“Today I had a very good meditation and I am very happy. It was a regular half an hour but on the run. It was amazing I never had it before.” Sarvagata is still very much glowing from the experience. The morning is perfectly still and the dim glistening brightness of dawn is now opening up to reveal a full wide sun bright morning. I feel very much that I have somehow come along at just the moment when the door to his heart is wide open and I have stepped by chance into some sacred still place within him.
Sarvagata is well into his 4th day of running. In about another hours time he will make one small step up the mileage ladder and complete his first 200 miles. Perhaps by tomorrow he will make 300 miles and on countless other long days ahead the numbers and digits will gradually stretch further across the board beside his name. None of those statistics however will mean as much to him as those precious moments of meditation.
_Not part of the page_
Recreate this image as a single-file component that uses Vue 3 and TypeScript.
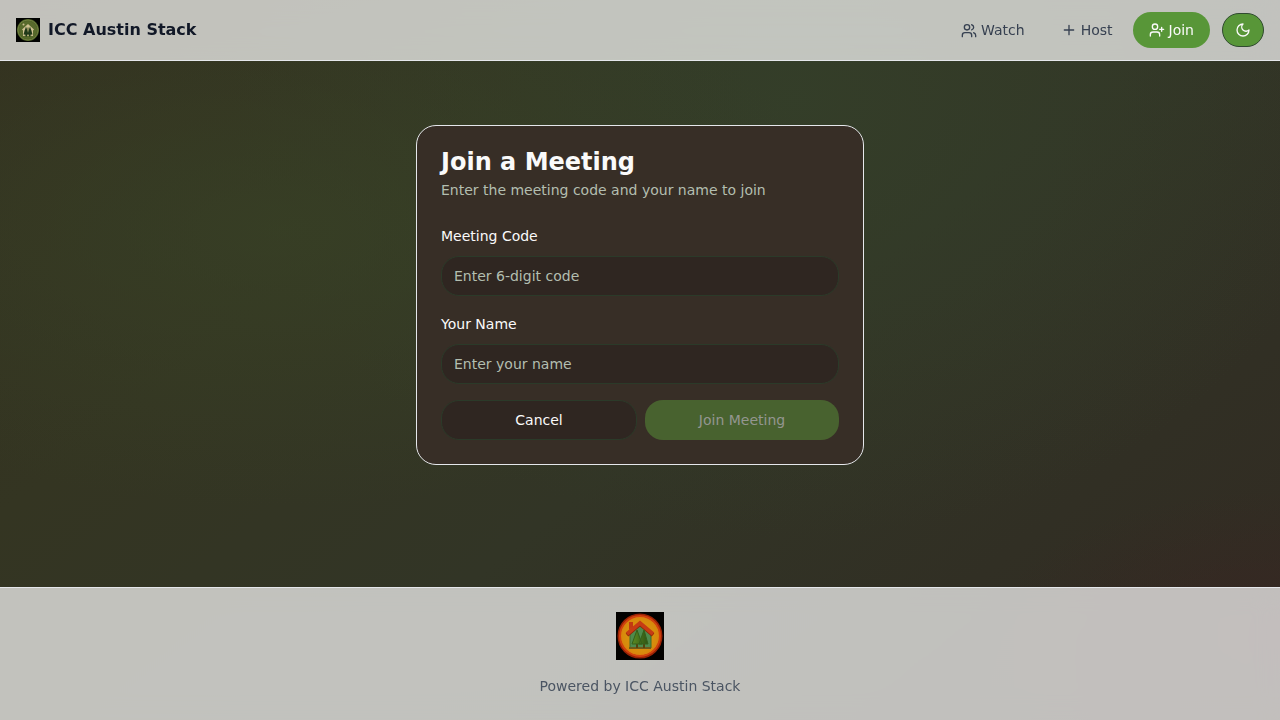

Experiences that do not follow any timetable that we can measure and certainly seem both perfect and ironic at the same time. Perfect, because runners like Sarvagata have come specifically to the self transcendence race to open a pathway to reveal the divine within himself. And yet it is ironic undertaking as well. For this is not some remote silent cave in which the search for peace and transcendence is sought out. Instead it is a sometime raucous public place, in which these 12 runners have embarked upon one of the most difficult tasks in all creation.
This is the 3rd summer Sarvagata has spent here in the eternal quest for Self transcendence. On his first year here, almost from his first day on the course, he quickly moved into an almost continuous trance like mode of running. Almost detached from the world around him and devoted himself fully to the road and task in front of him.
Quite often his face seemed twisted in a painful grimace and when asked about this he said it was not pain at all that sharpened the features of his face, it was instead that he was crying out for the Supreme, and for that alone. He ended up that year winning the race.
Then last year the outer experience shifted dramatically. He was not the lonely monk lost in his solo journey into the beyond. He found himself having to confront the world around him, he said. It was for him a blend of the inner truth that he sought and the outer reality that he could not escape from.
It was an experience for him in which he could no longer simply exist in the tranquility and solitude of his inner self. Instead he had to accept and be part of the outer world in a way he had not been required to do in his first year of running here.
Yet it was in this face to face experience with the world that he also gathered strength and a better understanding of how the outer and inner can and must exist simultaneously. That he could still continue to search for God within, but he also had to accept that God had to be found and appreciated in the world around him as well.
He gently laughs as he talks about the meditation experience he has just had. He jokes, “It was so nice. You should try it.”

Question: Since God is within us and we know that one day we will realise God, why is it necessary to practise Yoga?
Sri Chinmoy: One day we shall realise everything which is natural. God is natural and so naturally we shall realise Him. That is true, but it means that we shall have to wait for Eternity. God has given us a conscious mind and conscious aspiration. If we don’t want to use our conscious aspiration, then we can wait. God is not compelling us or forcing us. We can sleep if we want to. But if we consciously pray and meditate, then we will go faster. Everybody will reach the Goal, but he who sleeps will not reach the Goal as fast as he who is running. One day everybody will realise God because in God’s Cosmic Vision, He will never allow anyone to remain unrealised. But it will take a very long time. Again, if we want to wait, no harm; we can wait.